New Transformation Path of Shape Memory NiTi

The detailed mechanism of structural evolution during the martensitic transformation in NiTi is not fully understood. To fully characterize the transformation path and to precisely determine the structure of its martensitic phase, we employ the highly-precise all-electron full-potential linearized augmented plane wave (FLAPW) method\footnote{Wimmer,\,Krakauer,\,Weinert,\,and\,Freeman,\,Phys.\,Rev.\,B,\,{\bf 24},\,864\,(1981)}, and identify the governing processes of the martensitic transformations between the B2, B19, R, B19$'$ and recently proposed B33 and BCO phases. Several precursor phenomena for displacive phase transformations in the B2, B19, and R phases are identified, i.e. soft C$_{44}$ and C$'$ elastic constants, regions of Fermi surface nesting, and instabilities towards electronic topological transitions.
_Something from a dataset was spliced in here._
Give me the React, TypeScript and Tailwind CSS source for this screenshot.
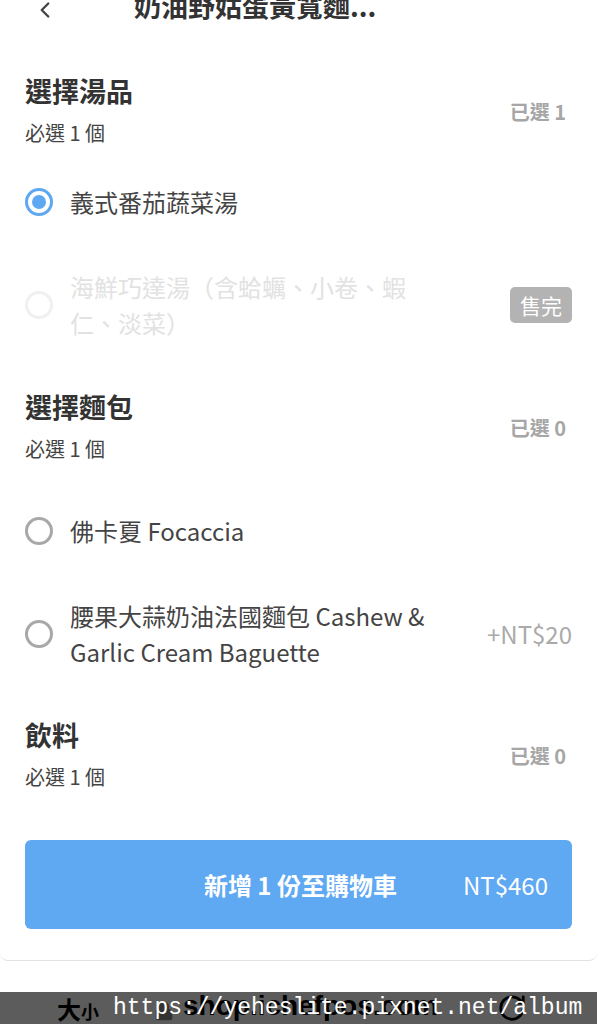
import { ChevronLeft, Lock, RotateCw } from "lucide-react";

type Option = {
  label: string[];
  price?: string;
  selected?: boolean;
  soldOut?: boolean;
  rowClass: string;
};

type Group = {
  title: string;
  picked: number;
  topClass: string;
  options: Option[];
};

const groups: Group[] = [
  {
    title: "選擇湯品",
    picked: 1,
    topClass: "mt-[49px]",
    options: [
      { label: ["義式番茄蔬菜湯"], selected: true, rowClass: "h-[102px]" },
      {
        label: ["海鮮巧達湯（含蛤蠣、小卷、蝦", "仁、淡菜）"],
        soldOut: true,
        rowClass: "h-[104px]",
      },
    ],
  },
  {
    title: "選擇麵包",
    picked: 0,
    topClass: "mt-[32px]",
    options: [
      { label: ["佛卡夏 Focaccia"], rowClass: "h-[127px]" },
      {
        label: ["腰果大蒜奶油法國麵包 Cashew &", "Garlic Cream Baguette"],
        price: "+NT$20",
        rowClass: "h-[80px]",
      },
    ],
  },
  {
    title: "飲料",
    picked: 0,
    topClass: "mt-[43px]",
    options: [],
  },
];

function Radio({ selected, soldOut }: { selected?: boolean; soldOut?: boolean }) {
  if (selected) {
    return (
      <span className="flex h-[28px] w-[28px] shrink-0 items-center justify-center rounded-full border-[3px] border-[#5ea8f2]">
        <span className="h-[14px] w-[14px] rounded-full bg-[#5ea8f2]" />
      </span>
    );
  }
  return (
    <span
      className={
        soldOut
          ? "h-[28px] w-[28px] shrink-0 rounded-full border-[3px] border-[#f0f0f0]"
          : "h-[28px] w-[28px] shrink-0 rounded-full border-[3px] border-[#a8a8a8]"
      }
    />
  );
}

function OptionRow({ option }: { option: Option }) {
  return (
    <div className={`flex items-center pr-[25px] pl-[25px] ${option.rowClass}`}>
      <Radio selected={option.selected} soldOut={option.soldOut} />
      <div
        className={
          option.soldOut
            ? "ml-[17px] flex-1 text-[24px] leading-[36px] text-[#e2e2e2]"
            : "ml-[17px] flex-1 text-[24px] leading-[36px] text-[#444]"
        }
      >
        {option.label.map((line) => (
          <div key={line}>{line}</div>
        ))}
      </div>
      {option.soldOut && (
        <span className="rounded-[5px] bg-[#b3b3b3] px-[10px] text-[21px] leading-[36px] text-white">
          售完
        </span>
      )}
      {option.price && (
        <span className="text-[24px] leading-[36px] text-[#aaaaaa]">{option.price}</span>
      )}
    </div>
  );
}

export default function App() {
  return (
    <div
      className="relative w-[597px] h-[1024px] overflow-hidden bg-white"
      style={{ fontFamily: '"Noto Sans CJK TC", "Noto Sans", sans-serif' }}
    >
      <div className="flex flex-col rounded-b-[8px] border-b border-[#e2e2e2] bg-white h-[961px]">
        <div className="-mt-[12px] flex h-[36px] items-center">
          <ChevronLeft className="ml-[32px] mt-[7px] h-[26px] w-[26px] text-[#444]" strokeWidth={2.2} />
          <div className="ml-[76px] text-[27px] font-bold leading-[36px] text-[#333]">
            奶油野姑蛋黃寬麵...
          </div>
        </div>

        {groups.map((g) => (
          <div key={g.title} className={g.topClass}>
            <div className="flex items-center justify-between pr-[31px] pl-[25px]">
              <div>
                <div className="text-[27px] font-bold leading-[36px] text-[#333]">{g.title}</div>
                <div className="mt-[6px] text-[20px] leading-[36px] text-[#444]">必選 1 個</div>
              </div>
              <div className="text-[20px] font-bold text-[#a6a6a6]">已選 {g.picked}</div>
            </div>
            {g.options.map((o) => (
              <OptionRow key={o.label[0]} option={o} />
            ))}
          </div>
        ))}

        <div className="mx-[25px] mt-[45px] flex h-[89px] items-center justify-end gap-[66px] rounded-[6px] bg-[#5fa8f2] pr-[24px] text-white">
          <span className="text-[24px] font-bold">新增 1 份至購物車</span>
          <span className="text-[24px]">NT$460</span>
        </div>
      </div>

      <div className="h-[31px] bg-white" />

      <div className="relative flex h-[32px] items-start overflow-hidden bg-[#5c5c5c]">
        <div className="ml-[57px] mt-[4px] flex items-end font-bold text-black">
          <span className="text-[24px] leading-[26px]">大</span>
          <span className="text-[18px] leading-[22px]">小</span>
        </div>
        <Lock className="ml-[55px] mt-[8px] h-[22px] w-[20px] text-[#333]" fill="#333" strokeWidth={2} />
        <span
          className="ml-[9px] text-[28px] font-bold leading-[28px] text-black"
          style={{ fontFamily: '"Liberation Sans", Arial, sans-serif' }}
        >
          shop.ichefpos.com
        </span>
        <RotateCw className="ml-[59px] mt-[1px] h-[30px] w-[30px] text-black" strokeWidth={2.2} />
        <span
          className="absolute top-[2px] left-[113px] text-[23px] leading-[28px] text-white"
          style={{ fontFamily: '"Liberation Mono", "Courier New", monospace' }}
        >
          https://yeheslite.pixnet.net/album
        </span>
      </div>
    </div>
  );
}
By means of generalized stacking fault calculations, we find that the B2 phase has a low resistance to $\langle100\rangle\{110\}$ shear. A new, barrrierless transformation path from B2 to B19$'$ is established by calculating a bilayer $\langle100\rangle\{110\}$ shear with full structural optimization which leads to a monoclinic intermediate phase at $1/2$a displacement; a relaxation of this structure's monoclinic angle results in the B19$'$ phase.